WHAT TO PRODUCE: In the material below, find all lines with the string "index" and copy them.

_ _ _

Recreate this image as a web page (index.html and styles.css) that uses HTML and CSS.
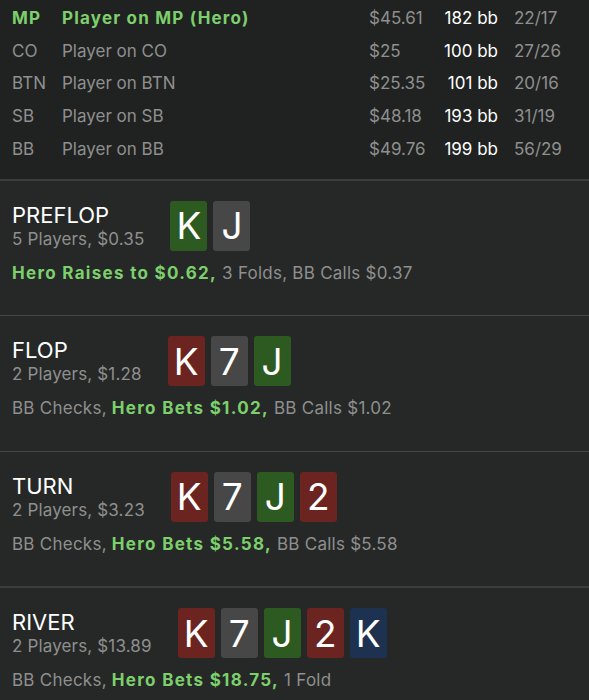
FILE: index.html
```html
<!DOCTYPE html>
<html>
<head>
<meta charset="utf-8">
<link rel="stylesheet" href="styles.css">
</head>
<body>
<div class="players">
  <div class="prow hero"><span class="pos">MP</span><span class="name">Player on MP (Hero)</span><span class="money">$45.61</span><span class="bb">182 bb</span><span class="ratio">22/17</span></div>
  <div class="prow"><span class="pos">CO</span><span class="name">Player on CO</span><span class="money">$25</span><span class="bb">100 bb</span><span class="ratio">27/26</span></div>
  <div class="prow"><span class="pos">BTN</span><span class="name">Player on BTN</span><span class="money">$25.35</span><span class="bb">101 bb</span><span class="ratio">20/16</span></div>
  <div class="prow"><span class="pos">SB</span><span class="name">Player on SB</span><span class="money">$48.18</span><span class="bb">193 bb</span><span class="ratio">31/19</span></div>
  <div class="prow"><span class="pos">BB</span><span class="name">Player on BB</span><span class="money">$49.76</span><span class="bb">199 bb</span><span class="ratio">56/29</span></div>
</div>

<section class="street sep-thick">
  <div class="head">
    <div class="info"><div class="title">PREFLOP</div><div class="sub">5 Players, $0.35</div></div>
    <div class="cards"><span class="card green">K</span><span class="card grey">J</span></div>
  </div>
  <div class="actions"><b>Hero Raises to $0.62,</b> 3 Folds, BB Calls $0.37</div>
</section>

<section class="street">
  <div class="head">
    <div class="info"><div class="title">FLOP</div><div class="sub">2 Players, $1.28</div></div>
    <div class="cards"><span class="card red">K</span><span class="card grey">7</span><span class="card green">J</span></div>
  </div>
  <div class="actions">BB Checks, <b>Hero Bets $1.02,</b> BB Calls $1.02</div>
</section>

<section class="street">
  <div class="head">
    <div class="info"><div class="title">TURN</div><div class="sub">2 Players, $3.23</div></div>
    <div class="cards"><span class="card red">K</span><span class="card grey">7</span><span class="card green">J</span><span class="card red">2</span></div>
  </div>
  <div class="actions">BB Checks, <b>Hero Bets $5.58,</b> BB Calls $5.58</div>
</section>

<section class="street sep-thick">
  <div class="head">
    <div class="info"><div class="title">RIVER</div><div class="sub">2 Players, $13.89</div></div>
    <div class="cards"><span class="card red">K</span><span class="card grey">7</span><span class="card green">J</span><span class="card red">2</span><span class="card blue">K</span></div>
  </div>
  <div class="actions">BB Checks, <b>Hero Bets $18.75,</b> 1 Fold</div>
</section>
</body>
</html>
```

FILE: styles.css
```css
html, body {
  margin: 0;
  padding: 0;
  background: #252826;
  font-family: Inter, "Noto Sans", sans-serif;
  color: #8f8f8f;
  overflow: hidden;
}

.players {
  background: #1f2220;
  padding: 1.5px 0 13.5px 12px;
}

.prow {
  display: flex;
  align-items: center;
  height: 32.75px;
  font-size: 17px;
  white-space: nowrap;
}

.pos { width: 50px; }
.name { width: 307px; }
.money { width: 64px; }
.bb { width: 65px; text-align: right; color: #ffffff; }
.ratio { margin-left: 16px; }

.hero .pos, .hero .name {
  color: #7dcf6d;
  font-weight: 700;
  letter-spacing: 1.2px;
}

.street {
  border-top: 1px solid #444745;
  padding: 20px 12px 31.5px;
}

.street.sep-thick { border-top: 2px solid #3a3d3b; }

.head {
  display: flex;
  align-items: center;
  gap: 26px;
}

.title {
  font-size: 22px;
  color: #ffffff;
  line-height: 26px;
}

.sub {
  margin-top: 1px;
  font-size: 17px;
  line-height: 21px;
  letter-spacing: 0.15px;
}

.cards {
  display: flex;
  gap: 6px;
}

.card {
  width: 37px;
  height: 50px;
  border-radius: 3px;
  color: #ffffff;
  font-size: 37px;
  display: flex;
  align-items: center;
  justify-content: center;
}

.green { background: #2c5a20; }
.grey { background: #474747; }
.red { background: #6c2420; }
.blue { background: #1c3250; }

.actions {
  margin-top: 12px;
  font-size: 17px;
  line-height: 21px;
  letter-spacing: 0.25px;
  white-space: nowrap;
}

.actions b {
  color: #7dcf6d;
  font-weight: 700;
  letter-spacing: 1.3px;
}
```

_ _ _

RIGHT ANSWER:
Recreate this image as a web page (index.html and styles.css) that uses HTML and CSS.
FILE: index.html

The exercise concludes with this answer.